After years of feeling ashamed, I discovered modeling and body positivity, which led me to find swimsuits that fit and ultimately changed my entire outlook. I started modeling eight years ago. Back then, there weren't a lot of swimsuit options for plus-size bodies. Now, I literally have over 100 bikinis. Well, I had. I recently got rid of a bunch. (Related: What Happens When Four Women Tried On Swimsuit Styles They Swore They'd Never Wear)
But even though I may own (and proudly wear) all those bikinis now, I still remember how nervous I was when I did my first swim campaign. It was with Alpine Butterfly Swim, a swimwear line based in Venice Beach, California created to empower women of all sizes.
There's an assumption when you're hiring "Tess Holliday" for a shoot that I'm just going to walk on set and feel amazing. The reality was the day that we shot, I had just discovered that I had severe postpartum and I didn't feel good in my body. But I put the swimwear on (which fit!) with all the hair and makeup (which I know is a luxury), and I saw myself and thought, this is not as bad as I thought it would be.
That experience helped me refocus my energy, and I can say that I'm in a much better place now. I got cute photos out of it, a new swimwear company that I like, and a great friend in the founder of the brand. It was good in the end. But it's definitely hard when my job is to show up and feel good in what I'm wearing. I would be lying if I said that every time I put on a bathing suit I feel confident. I don't. (Related: Amy Schumer Stands Up To Body Shamers with a Series of Bikini Photos)
I'm obsessed with swimsuits now. But it's because I have a unique accessibility to them that I didn't have before and that most women still don't really have. Through modeling and discovering body positivity I saw other influencers and models embracing the way that they looked in bathing suits and I thought if they can do it, I can do it.
And yes, there are a lot of designers and brands that have started catering to plus-size women. But I also realize how fortunate I am through my work and following people on social media to have this accessibility to discovering those brands. Let's be honest: There are quite a few swimwear lines out there in the world and most of them do not cater to the variety of plus-size bodies.
This doesn't stop me. Sometimes I'll take a chance and order something. I'll see stuff and, as a model, I'll know it won't look the same on me as the women on the website, but the suit will arrive and it won't remotely look or feel the same on my body. A high-waisted suit won't have a "high waist." It will be too low. One-pieces for plus women tend to have awkwardly short torsos. A lot of brands aren't taking into account our stomachs, our hips, our butts. And the tops that have that tiny strap in the back with, like, one hook?

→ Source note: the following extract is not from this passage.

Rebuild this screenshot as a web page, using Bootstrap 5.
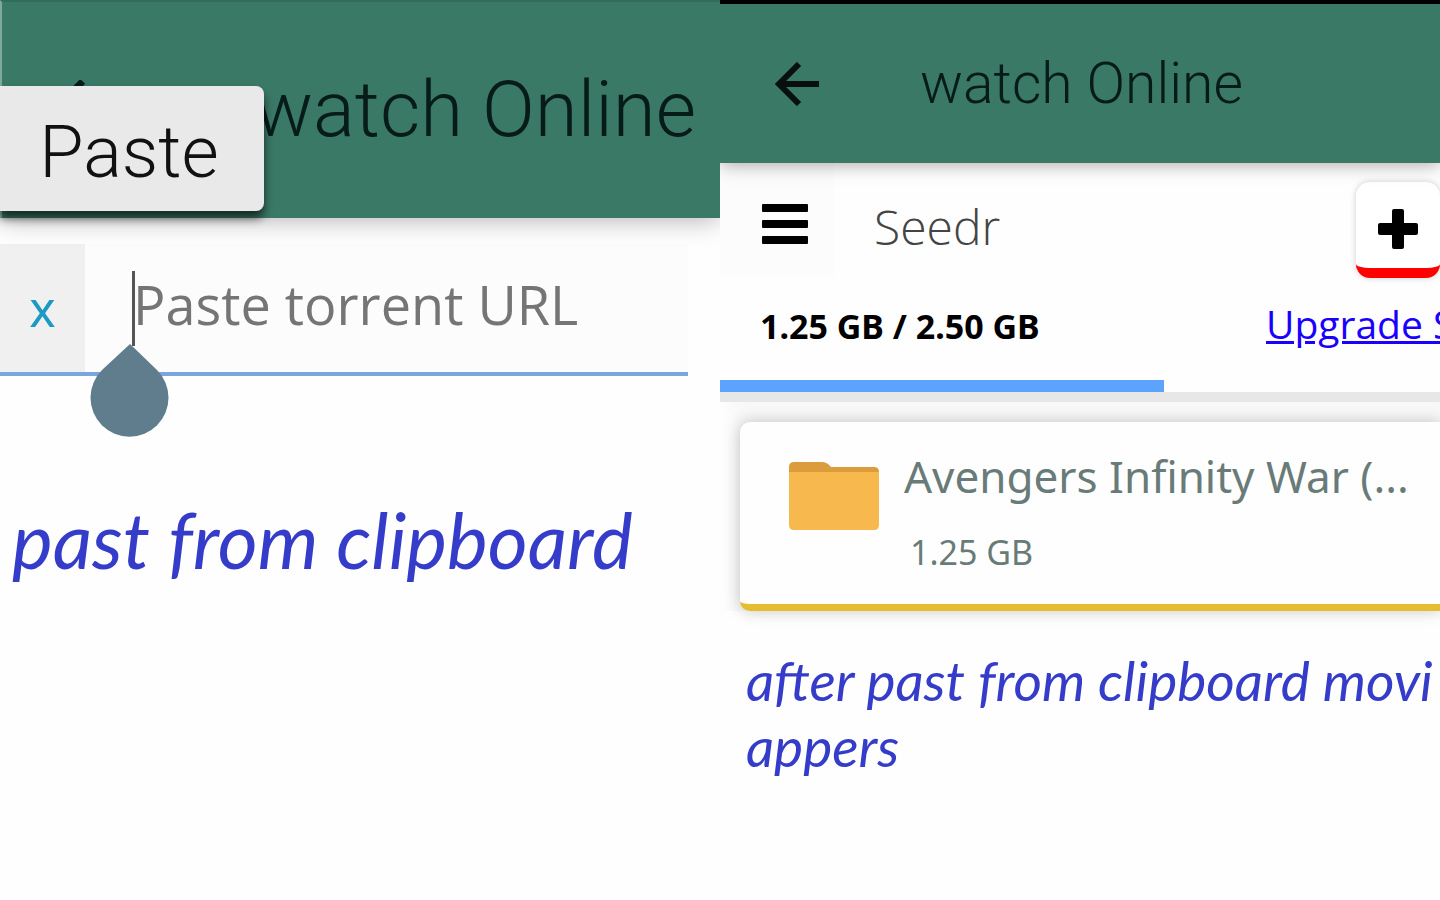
<!DOCTYPE html>
<html lang="en">
<head>
<meta charset="utf-8">
<meta name="viewport" content="width=device-width, initial-scale=1">
<title>watch Online</title>
<link href="https://cdn.jsdelivr.net/npm/bootstrap@5.3.0/dist/css/bootstrap.min.css" rel="stylesheet">
<style>
  body { font-family: "Noto Sans", sans-serif; background: #fefefe; color: #000; }
  .pane { min-width: 0; overflow: hidden; position: relative; }
  .appbar { background: #3b7967; font-family: Roboto, sans-serif; font-weight: 300; color: #071b19; position: relative; z-index: 1; }
  .appbar h1 { font-weight: 300; line-height: 1; white-space: nowrap; }
  .bar-large { height: 218px; border-left: 2px solid #7fa99c; border-top: 2px solid #336b5c; box-shadow: 0 2px 24px rgba(0,0,0,.3); padding: 0 24px 0 48px; }
  .bar-large h1 { font-size: 78px; }
  .bar-small { height: 163px; border-top: 4px solid #000; box-shadow: 0 1px 18px rgba(0,0,0,.36); padding: 0 48px; gap: 96px; }
  .bar-small h1 { font-size: 57px; }
  .plain-btn { background: none; border: 0; padding: 0; line-height: 1; color: #000; }
  .paste-pop { position: absolute; z-index: 2; top: 86px; left: 0; width: 264px; height: 125px; border: 0; border-radius: 0 8px 8px 0; background: #e9e9e9; color: #111; font: 300 72px/1 Roboto, sans-serif; padding: 8px 6px 0 0; box-shadow: 0 7px 10px rgba(0,0,0,.65); }
  .url-box { height: 132px; margin: 26px 32px 0 0; border-bottom: 4px solid #79a6dc; background: #fcfcfc; position: relative; }
  .clear-btn { width: 85px; background: #f0f0f0; color: #1c9ac4; font-size: 50px; }
  .url-box input { border: 0; background: none; width: 100%; min-width: 0; padding: 0 0 8px 48px; font-family: "Open Sans", sans-serif; font-size: 54px; outline: 0; }
  .url-box input::placeholder { color: #757575; opacity: 1; }
  .caret { position: absolute; left: 90px; top: 26px; }
  .hand { font-family: Lato, sans-serif; font-style: italic; color: #343cc9; white-space: nowrap; margin: 0; }
  .hand-large { font-size: 77px; line-height: 88px; padding: 119px 12px 0; }
  .hand-small { font-size: 55px; line-height: 66px; padding: 36px 26px 0; }
  .right-pane { background: #fefefe; }
  .drive-head { background: #fefefe; height: 229px; }
  .menu-btn { width: 114px; height: 114px; padding: 8px 0 0 16px; background: #fcfcfc; }
  .drive-name { font-family: "Open Sans", sans-serif; font-weight: 300; font-size: 48px; line-height: 64px; color: #444; }
  .add-wrap { padding-top: 19px; }
  .add-btn { width: 84px; height: 96px; flex: none; background: #fff; border: 0; border-bottom: 10px solid #f00; border-radius: 14px; box-shadow: 0 0 6px rgba(0,0,0,.2); }
  .quota { font-weight: 700; font-size: 34px; line-height: 48px; }
  .upgrade { width: 174px; white-space: nowrap; font-family: "Open Sans", sans-serif; font-size: 39px; line-height: 56px; color: #1a00ff; }
  .quota-row { margin-bottom: 20px; }
  .quota-bar { height: 12px; border-radius: 0; background: #fefefe; }
  .quota-bar .progress-bar { background: #5ba3fd; }
  .files { background: linear-gradient(90deg, #fefefe, #f8f8f8 20px); border-top: 10px solid #e7e7e7; padding: 20px 0 0 20px; }
  .file-card { height: 189px; background: #fefefe; border: 0; border-bottom: 7px solid #e6bd30; border-radius: 10px 0 0 10px; box-shadow: 0 0 16px rgba(0,0,0,.22); padding: 26px 24px 0 48px; gap: 24px; color: #697b78; }
  .file-icon { margin-top: 10px; }
  .file-name { font-size: 44px; line-height: 56px; }
  .file-size { font-size: 34px; line-height: 48px; margin-top: 24px; padding-left: 6px; }
</style>
</head>
<body>
<main class="container-fluid p-0">
  <div class="row g-0 min-vh-100">
    <section class="col-6 pane">
      <header class="appbar bar-large d-flex align-items-center justify-content-between">
        <button class="plain-btn" aria-label="Back"><svg width="60" height="60" viewBox="0 0 44 44" fill="none" stroke="#071b19" stroke-width="5"><path d="M24 1 3 22 24 43M3 22H44"/></svg></button>
        <h1 class="m-0">watch Online</h1>
      </header>
      <button class="paste-pop">Paste</button>
      <div class="url-box d-flex">
        <button class="plain-btn clear-btn flex-shrink-0" aria-label="Clear">x</button>
        <input type="text" aria-label="Torrent URL" placeholder="Paste torrent URL">
        <svg class="caret" width="80" height="168" viewBox="0 0 80 168" aria-hidden="true"><path d="M43.500 1V76" stroke="#555" stroke-width="3"/><path d="M40 74 67 100A39 39 0 1 1 12 100Z" fill="#5f7d8c"/></svg>
      </div>
      <p class="hand hand-large">past from clipboard</p>
    </section>
    <section class="col-6 pane right-pane">
      <header class="appbar bar-small d-flex align-items-center">
        <button class="plain-btn" aria-label="Back"><svg class="d-block" width="56" height="44" viewBox="-6 0 56 44" fill="none" stroke="#07100f" stroke-width="6"><path d="M25 2 5 22 25 42M5 22H45"/></svg></button>
        <h1 class="m-0">watch Online</h1>
      </header>
      <div class="drive-head d-flex flex-column">
        <div class="d-flex">
          <button class="plain-btn menu-btn" aria-label="Menu"><svg width="48" height="40" viewBox="0 0 48 40"><path d="M2 1h44v6H2zM2 17h44v6H2zM2 33h44v6H2z" stroke="#000" stroke-width="2" stroke-linejoin="round"/></svg></button>
          <div class="drive-name flex-grow-1 ps-4 ms-3 pt-3 mt-3">Seedr</div>
          <div class="add-wrap"><button class="add-btn" aria-label="Add"><svg class="mt-2" width="40" height="40" viewBox="0 0 40 40"><path d="M16 0h8q2 0 2 2v12h12q2 0 2 2v8q0 2-2 2H26v12q0 2-2 2h-8q-2 0-2-2V26H2q-2 0-2-2v-8q0-2 2-2h12V2q0-2 2-2z"/></svg></button></div>
        </div>
        <div class="quota-row d-flex justify-content-between align-items-center ps-4 mt-auto">
          <div class="quota ps-3 pt-1">1.25 GB / 2.50 GB</div>
          <a class="upgrade" href="#">Upgrade S</a>
        </div>
        <div class="progress quota-bar mt-2"><div class="progress-bar" role="progressbar" aria-label="Storage used" style="width:61.700%"></div></div>
      </div>
      <div class="files">
        <article class="card file-card d-flex flex-row">
          <svg class="file-icon flex-shrink-0" width="92" height="76" viewBox="0 0 92 76"><path d="M1 9Q1 4 6 4H34Q39 4 43 9H86Q91 9 91 14V30H1Z" fill="#dc9c3b"/><path d="M1 14H91V67Q91 72 86 72H6Q1 72 1 67Z" fill="#f7b84d"/></svg>
          <div><div class="file-name">Avengers Infinity War (...</div><div class="file-size">1.25 GB</div></div>
        </article>
      </div>
      <p class="hand hand-small">after past from clipboard movi<br>appers</p>
    </section>
  </div>
</main>
<script src="https://cdn.jsdelivr.net/npm/bootstrap@5.3.0/dist/js/bootstrap.bundle.min.js"></script>
</body>
</html>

My back fat goes all over it and it just looks like my bikini top is floating on me.
As a personal preference, I don't go shopping for bathing suits in person. All of my bathing suits since I started wearing them again have been purchased online. I've found the brands that I know I like and I'll order them. Some companies are nice enough to send me a couple of swimsuits and I see which ones work for my body. But there are maybe two physical stores that I can think of that I can try stuff on. (Related: Model Hunter McGrady Just Launched a (Sexy, Affordable) Plus-Size Swimwear Collection)
I know that my body is not the standard. But there needs to be a bit more thought and accountability put into making swimsuits that actually work for our bodies. I think there's fear. I think brands don't see clearly that there's a market for us. And if they do, they only use a specific type of plus-model and often times the same exact woman: a toned woman. It's not indicative of what the majority of women in the US or the world look like.
I did a shoot on the beach recently and I was in a one-piece. I was walking across the sand to the lifeguard tower and I felt like people were staring at me. And they weren't. This fan came up to me and I swore she was going to say something about what I had on and she didn't. I realized it's almost always all in my head. And it's the same thing I tell my other friends, which is, when you go out to the beach, enjoy the fact that you're there enjoying time. Because the reality is, someone can see you in a bathing suit and think how amazing you look, and your perception could be that you look disgusting. That's usually not people's perception. Yes, I've had people laugh at me on the beach. I've had people point at me from piers. I just choose to ignore it because I'm past all of that. But it doesn't mean that some days aren't easier than others. (Related: Here's What Iskra Lawrence and Sarah Tripp Have to Say About Your "Flaws")
A friend of mine who is in her mid-40s contacted me and told me she hadn't worn a swimsuit practically her entire adult life. She was going on a trip to Mexico and asked me to help her shop for a suit. I gave her some options. She picked one that she really loved. She went to Mexico. Two young girls at the resort laughed and said they couldn't believe she was wearing a suit like that. My friend texted me:
"I went to my cabana, took my wrap off, as I walked by I heard, "Oh My God. I can't even believe it." And [made] snorty pig noises and they were all giggles. I was wearing a cover-up on the bottom. I immediately turned around and headed back to my cabana, took off the cover-up and walked right back by them. I stopped in front of them. Bent over as if I dropped something and stayed [bent over] that way longer than necessary. I stood up, turned around, smiled at them, and kept walking."
You have to just go out there and find a bathing suit that you feel good in. If you like a lot of support, get a bathing suit with a lot of support. If you want something slinky, they make that, too. There are so many options now. You don't have to hide if you don't want to. Realize that if people are staring, maybe it's because they think you look great. And if they're being negative, well, give them something to stare at.